Religion
In reply to the discussion: Is religion responsible for our wars? [View all]intaglio
(8,170 posts)Kashmir was partitioned by agreement on religious lines not racial or economic and certainly not historical or geographic; the politics came after the religion. The people were killed because they were in the section of Kashmir not considered appropriate for those of their faith. This was, and is, a religious based war.
No you don't hate to open the can of worms, arguments are fun! Again what was the identifying feature of the peoples identified by the Balfour Declaration? It was their faith. What is more the people of that faith who encouraged Balfour and assisted in the writing of that declaration. Additionally the Christians of Europe wanted rid of people of a faith they despised, which is why it had so much resonance politically.

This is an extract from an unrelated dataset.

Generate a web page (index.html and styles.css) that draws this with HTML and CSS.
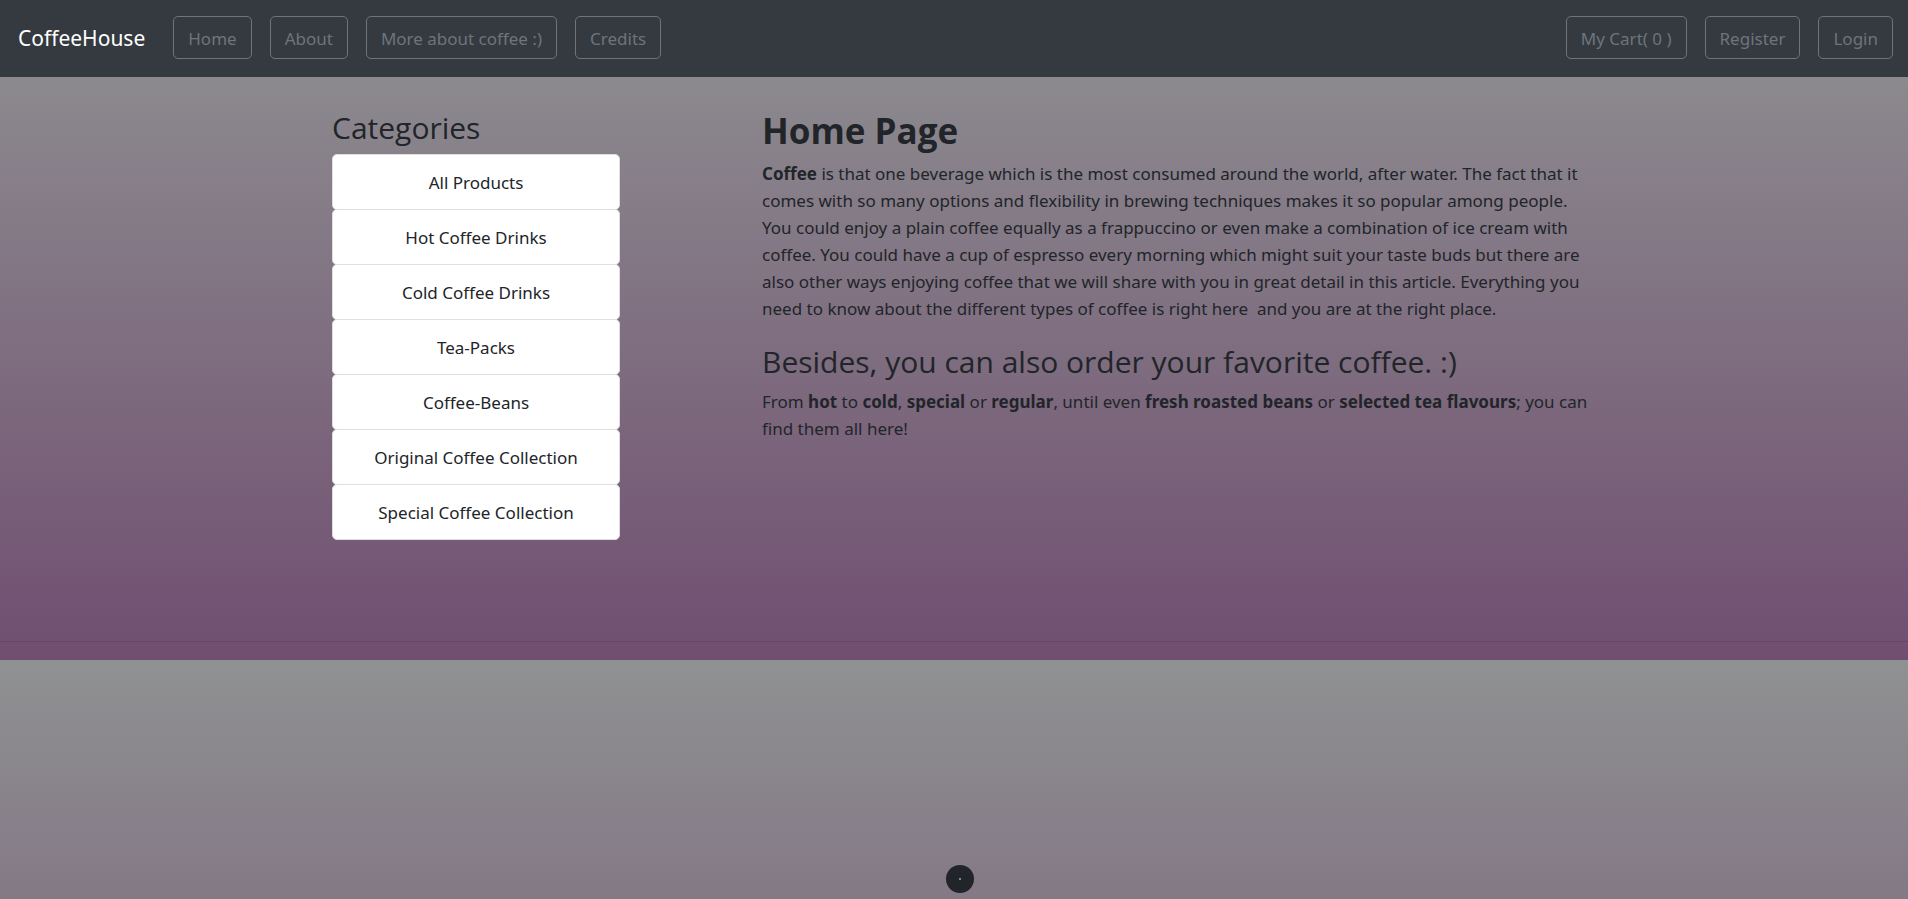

Following this the occupation of Palestine, the terrorism that followed, the establishment of the State of Israel were all done to fulfill a religious dogma, not a political necessity and not an economic compulsion. Please remember that the original Balfour declaration did not envisage an entirely Jewish state but a multi-ethnic one. The stated aims of the Zionists was precisely an entirely Jewish state and that has resulted in the displacement of large numbers of people not of that faith. Again, the conflict was based on religious dogma.
Tutsi and Hutu, you're probably right regarding France and Uganda; except that, as always, the rational used by the people who performed the genocide could be pushed into it were both religious and tribal. Additionally the tensions that were exploited by the politicians were religious and the religions exploited by those puppeteers were those that the puppeteers favoured in their own states.
Your turn, or shall we agree to disagree?